» **What you will do**
Leave out the pictures and repeat the data exactly.

=== Supplied data ===

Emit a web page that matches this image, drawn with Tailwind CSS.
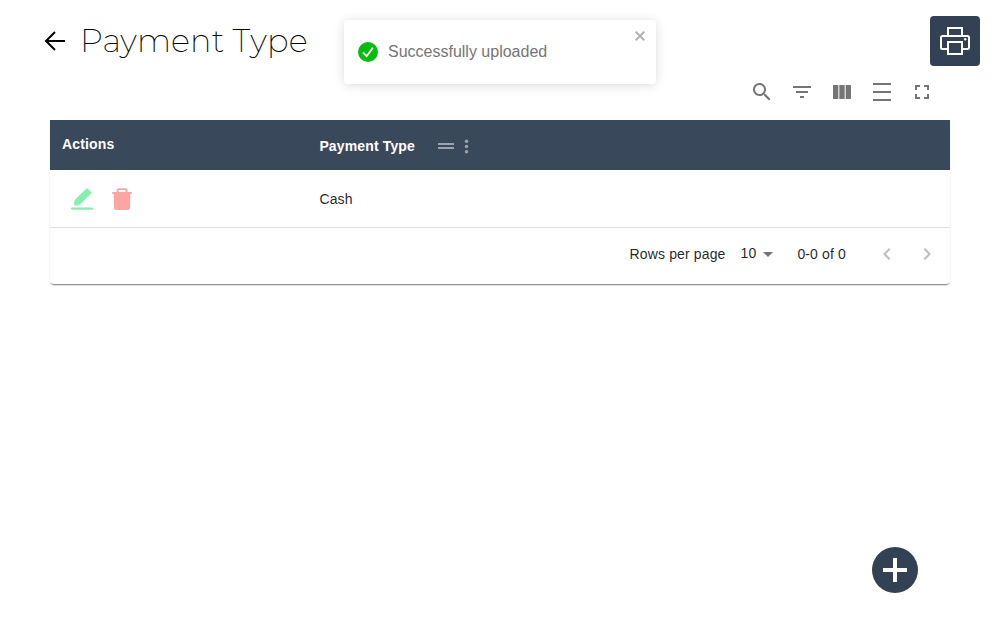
<!DOCTYPE html>
<html lang="en">
<head>
<meta charset="utf-8">
<title>Payment Type</title>
<script src="https://cdn.jsdelivr.net/npm/@tailwindcss/browser@4"></script>
</head>
<body class="relative h-[625px] w-[1000px] overflow-hidden bg-white font-['Liberation_Sans',Arial,sans-serif] text-black">
  <header class="flex h-16 items-start justify-between pt-4 pr-5 pl-[43px]">
    <div class="flex h-[50px] items-center">
      <svg class="size-6" viewBox="0 0 24 24" fill="none" stroke="#000" stroke-width="2"><path d="M22 12H3.500M12 3 3 12l9 9"/></svg>
      <h1 class="ml-[13px] text-[32px] leading-[50px] font-[250] tracking-[0.1px] whitespace-nowrap font-['Montserrat','Inter',sans-serif]">Payment Type</h1>
    </div>
    <button class="flex size-[50px] items-center justify-center rounded bg-[#334155]">
      <svg class="size-[30px]" viewBox="0 0 30 30" fill="none" stroke="#fff" stroke-width="2"><path d="M8 10V2h14v8M8 23H2.500A1.500 1.500 0 0 1 1 21.500V11.500A1.500 1.500 0 0 1 2.500 10h25a1.500 1.500 0 0 1 1.500 1.500v10a1.500 1.500 0 0 1-1.500 1.500H22M8 16h14V28H8z"/><circle cx="25.200" cy="13.200" r="1.200" fill="#fff" stroke="none"/></svg>
    </button>
  </header>

  <main class="mx-[50px]">
    <div class="flex h-14 items-center justify-end gap-4 pr-4 text-[#757575]">
      <svg class="size-6" viewBox="0 0 24 24" fill="currentColor"><path d="M15.500 14h-.79l-.28-.27C15.410 12.590 16 11.110 16 9.500 16 5.910 13.090 3 9.500 3S3 5.910 3 9.500 5.910 16 9.500 16c1.610 0 3.090-.59 4.230-1.570l.27.28v.79l5 4.990L20.490 19l-4.990-5zm-6 0C7.010 14 5 11.990 5 9.500S7.010 5 9.500 5 14 7.010 14 9.500 11.990 14 9.500 14z"/></svg>
      <svg class="size-6" viewBox="0 0 24 24" fill="currentColor"><path d="M10 18h4v-2h-4v2zM3 6v2h18V6H3zm3 7h12v-2H6v2z"/></svg>
      <svg class="size-6" viewBox="0 0 24 24" fill="currentColor"><path d="M14.670 5v14H9.330V5h5.340zm1 14H21V5h-5.330v14zm-7.340 0V5H3v14h5.330z"/></svg>
      <svg class="size-6" viewBox="0 0 24 24" fill="currentColor"><path d="M3 3h18v2H3zm0 16h18v2H3zm0-8h18v2H3z"/></svg>
      <svg class="size-6" viewBox="0 0 24 24" fill="currentColor"><path d="M7 14H5v5h5v-2H7v-3zm-2-4h2V7h3V5H5v5zm12 7h-3v2h5v-5h-2v3zM14 5v2h3v3h2V5h-5z"/></svg>
    </div>

    <section class="h-[164px] rounded-b bg-white text-sm text-black/87 shadow-[0_2px_1px_-1px_rgba(0,0,0,0.3),0_2px_2px_-1px_rgba(0,0,0,0.25),0_1px_3px_0_rgba(0,0,0,0.05)]">
      <div class="grid h-[50px] grid-cols-[257px_1fr] bg-[#3a485b] font-bold text-white">
        <div class="pt-[14px] pl-3 leading-5 tracking-[0.15px]">Actions</div>
        <div class="flex items-center pt-0.5 pl-[12.4px]">
          <span class="w-[114.6px] tracking-[0.14px]">Payment Type</span>
          <svg class="size-6 text-[#9ca3ad]" viewBox="0 0 24 24" fill="currentColor"><path d="M20 9H4v2h16V9zM4 15h16v-2H4v2z"/></svg>
          <svg class="-ml-[2px] size-[21px] text-[#9ca3ad]" viewBox="0 0 24 24" fill="currentColor"><circle cx="12" cy="6" r="2"/><circle cx="12" cy="12" r="2"/><circle cx="12" cy="18" r="2"/></svg>
        </div>
      </div>
      <div class="grid h-[58px] grid-cols-[257px_1fr] items-center border-b border-[#e0e0e0]">
        <div class="flex gap-4 pl-5">
          <svg class="size-6" viewBox="0 0 24 24" fill="#86efac"><path d="m17 1 4.800 4.800L10 17.500q-1 .9-3 .9H4.200v-2.800q0-2 1-3zM2 20.500h20a1 1 0 0 1 0 2.200H2a1 1 0 0 1 0-2.200z"/></svg>
          <svg class="size-6" viewBox="0 0 24 24" fill="#fca5a5"><path fill-rule="evenodd" d="M6.500 5V3.500a2.300 2.300 0 0 1 2.300-2.300h6.400a2.300 2.300 0 0 1 2.300 2.300V5H21a1 1 0 0 1 0 2h-.7L20 21a2 2 0 0 1-2 1.900H6A2 2 0 0 1 4 21L3.700 7H3a1 1 0 0 1 0-2zm2 0h7V3.500a.6.600 0 0 0-.6-.6H9.100a.6.600 0 0 0-.6.600z"/></svg>
        </div>
        <div class="pl-[12.4px] tracking-[0.15px]">Cash</div>
      </div>
      <div class="flex h-[52px] items-center justify-end pr-[11px] tracking-[0.14px]">
        <span class="mr-[15px]">Rows per page</span>
        <span class="-mt-0.5">10</span>
        <svg class="mr-[17px] size-6" viewBox="0 0 24 24" fill="#757575"><path d="m7 10 5 5 5-5z"/></svg>
        <span class="mr-[29px]">0-0 of 0</span>
        <svg class="mr-4 size-6" viewBox="0 0 24 24" fill="#bdbdbd"><path d="M15.410 7.410 14 6l-6 6 6 6 1.410-1.410L10.830 12z"/></svg>
        <svg class="size-6" viewBox="0 0 24 24" fill="#bdbdbd"><path d="M8.590 16.590 13.170 12 8.590 7.410 10 6l6 6-6 6z"/></svg>
      </div>
    </section>
  </main>

  <div class="absolute top-5 left-[344px] flex h-16 w-[312px] items-center rounded bg-white px-3.5 shadow-[0_1px_10px_0_rgba(0,0,0,0.1),0_2px_15px_0_rgba(0,0,0,0.05)]">
    <svg class="size-5" viewBox="0 0 20 20"><circle cx="10" cy="10" r="10" fill="#07bc0c"/><path d="m5 10.500 3.700 3.700 6.200-8.400" fill="none" stroke="#fff" stroke-width="1.800"/></svg>
    <span class="ml-2.5 text-base text-[#757575]">Successfully uploaded</span>
    <svg class="absolute top-[11px] right-[11px] size-2.5" viewBox="0 0 10 10" fill="none" stroke="#b3b3b3" stroke-width="2"><path d="m.7.700 8.600 8.600M9.300.700.700 9.300"/></svg>
  </div>

  <button class="absolute top-[547px] left-[872px] flex size-[46px] items-center justify-center rounded-full bg-[#334155]">
    <svg class="size-6" viewBox="0 0 24 24" fill="#fff"><path d="M10 0h4v10h10v4H14v10h-4V14H0v-4h10z"/></svg>
  </button>
</body>
</html>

===

» **Expected output**
Emit a web page that matches this image, drawn with Tailwind CSS.
<!DOCTYPE html>
<html lang="en">
<head>
<meta charset="utf-8">
<title>Payment Type</title>
<script src="https://cdn.jsdelivr.net/npm/@tailwindcss/browser@4"></script>
</head>
<body class="relative h-[625px] w-[1000px] overflow-hidden bg-white font-['Liberation_Sans',Arial,sans-serif] text-black">
  <header class="flex h-16 items-start justify-between pt-4 pr-5 pl-[43px]">
    <div class="flex h-[50px] items-center">
      <svg class="size-6" viewBox="0 0 24 24" fill="none" stroke="#000" stroke-width="2"><path d="M22 12H3.500M12 3 3 12l9 9"/></svg>
      <h1 class="ml-[13px] text-[32px] leading-[50px] font-[250] tracking-[0.1px] whitespace-nowrap font-['Montserrat','Inter',sans-serif]">Payment Type</h1>
    </div>
    <button class="flex size-[50px] items-center justify-center rounded bg-[#334155]">
      <svg class="size-[30px]" viewBox="0 0 30 30" fill="none" stroke="#fff" stroke-width="2"><path d="M8 10V2h14v8M8 23H2.500A1.500 1.500 0 0 1 1 21.500V11.500A1.500 1.500 0 0 1 2.500 10h25a1.500 1.500 0 0 1 1.500 1.500v10a1.500 1.500 0 0 1-1.500 1.500H22M8 16h14V28H8z"/><circle cx="25.200" cy="13.200" r="1.200" fill="#fff" stroke="none"/></svg>
    </button>
  </header>

  <main class="mx-[50px]">
    <div class="flex h-14 items-center justify-end gap-4 pr-4 text-[#757575]">
      <svg class="size-6" viewBox="0 0 24 24" fill="currentColor"><path d="M15.500 14h-.79l-.28-.27C15.410 12.590 16 11.110 16 9.500 16 5.910 13.090 3 9.500 3S3 5.910 3 9.500 5.910 16 9.500 16c1.610 0 3.090-.59 4.230-1.570l.27.28v.79l5 4.990L20.490 19l-4.990-5zm-6 0C7.010 14 5 11.990 5 9.500S7.010 5 9.500 5 14 7.010 14 9.500 11.990 14 9.500 14z"/></svg>
      <svg class="size-6" viewBox="0 0 24 24" fill="currentColor"><path d="M10 18h4v-2h-4v2zM3 6v2h18V6H3zm3 7h12v-2H6v2z"/></svg>
      <svg class="size-6" viewBox="0 0 24 24" fill="currentColor"><path d="M14.670 5v14H9.330V5h5.340zm1 14H21V5h-5.330v14zm-7.340 0V5H3v14h5.330z"/></svg>
      <svg class="size-6" viewBox="0 0 24 24" fill="currentColor"><path d="M3 3h18v2H3zm0 16h18v2H3zm0-8h18v2H3z"/></svg>
      <svg class="size-6" viewBox="0 0 24 24" fill="currentColor"><path d="M7 14H5v5h5v-2H7v-3zm-2-4h2V7h3V5H5v5zm12 7h-3v2h5v-5h-2v3zM14 5v2h3v3h2V5h-5z"/></svg>
    </div>

    <section class="h-[164px] rounded-b bg-white text-sm text-black/87 shadow-[0_2px_1px_-1px_rgba(0,0,0,0.3),0_2px_2px_-1px_rgba(0,0,0,0.25),0_1px_3px_0_rgba(0,0,0,0.05)]">
      <div class="grid h-[50px] grid-cols-[257px_1fr] bg-[#3a485b] font-bold text-white">
        <div class="pt-[14px] pl-3 leading-5 tracking-[0.15px]">Actions</div>
        <div class="flex items-center pt-0.5 pl-[12.4px]">
          <span class="w-[114.6px] tracking-[0.14px]">Payment Type</span>
          <svg class="size-6 text-[#9ca3ad]" viewBox="0 0 24 24" fill="currentColor"><path d="M20 9H4v2h16V9zM4 15h16v-2H4v2z"/></svg>
          <svg class="-ml-[2px] size-[21px] text-[#9ca3ad]" viewBox="0 0 24 24" fill="currentColor"><circle cx="12" cy="6" r="2"/><circle cx="12" cy="12" r="2"/><circle cx="12" cy="18" r="2"/></svg>
        </div>
      </div>
      <div class="grid h-[58px] grid-cols-[257px_1fr] items-center border-b border-[#e0e0e0]">
        <div class="flex gap-4 pl-5">
          <svg class="size-6" viewBox="0 0 24 24" fill="#86efac"><path d="m17 1 4.800 4.800L10 17.500q-1 .9-3 .9H4.200v-2.800q0-2 1-3zM2 20.500h20a1 1 0 0 1 0 2.200H2a1 1 0 0 1 0-2.200z"/></svg>
          <svg class="size-6" viewBox="0 0 24 24" fill="#fca5a5"><path fill-rule="evenodd" d="M6.500 5V3.500a2.300 2.300 0 0 1 2.300-2.300h6.400a2.300 2.300 0 0 1 2.300 2.300V5H21a1 1 0 0 1 0 2h-.7L20 21a2 2 0 0 1-2 1.900H6A2 2 0 0 1 4 21L3.700 7H3a1 1 0 0 1 0-2zm2 0h7V3.500a.6.600 0 0 0-.6-.6H9.100a.6.600 0 0 0-.6.600z"/></svg>
        </div>
        <div class="pl-[12.4px] tracking-[0.15px]">Cash</div>
      </div>
      <div class="flex h-[52px] items-center justify-end pr-[11px] tracking-[0.14px]">
        <span class="mr-[15px]">Rows per page</span>
        <span class="-mt-0.5">10</span>
        <svg class="mr-[17px] size-6" viewBox="0 0 24 24" fill="#757575"><path d="m7 10 5 5 5-5z"/></svg>
        <span class="mr-[29px]">0-0 of 0</span>
        <svg class="mr-4 size-6" viewBox="0 0 24 24" fill="#bdbdbd"><path d="M15.410 7.410 14 6l-6 6 6 6 1.410-1.410L10.830 12z"/></svg>
        <svg class="size-6" viewBox="0 0 24 24" fill="#bdbdbd"><path d="M8.590 16.590 13.170 12 8.590 7.410 10 6l6 6-6 6z"/></svg>
      </div>
    </section>
  </main>

  <div class="absolute top-5 left-[344px] flex h-16 w-[312px] items-center rounded bg-white px-3.5 shadow-[0_1px_10px_0_rgba(0,0,0,0.1),0_2px_15px_0_rgba(0,0,0,0.05)]">
    <svg class="size-5" viewBox="0 0 20 20"><circle cx="10" cy="10" r="10" fill="#07bc0c"/><path d="m5 10.500 3.700 3.700 6.200-8.400" fill="none" stroke="#fff" stroke-width="1.800"/></svg>
    <span class="ml-2.5 text-base text-[#757575]">Successfully uploaded</span>
    <svg class="absolute top-[11px] right-[11px] size-2.5" viewBox="0 0 10 10" fill="none" stroke="#b3b3b3" stroke-width="2"><path d="m.7.700 8.600 8.600M9.300.700.700 9.300"/></svg>
  </div>

  <button class="absolute top-[547px] left-[872px] flex size-[46px] items-center justify-center rounded-full bg-[#334155]">
    <svg class="size-6" viewBox="0 0 24 24" fill="#fff"><path d="M10 0h4v10h10v4H14v10h-4V14H0v-4h10z"/></svg>
  </button>
</body>
</html>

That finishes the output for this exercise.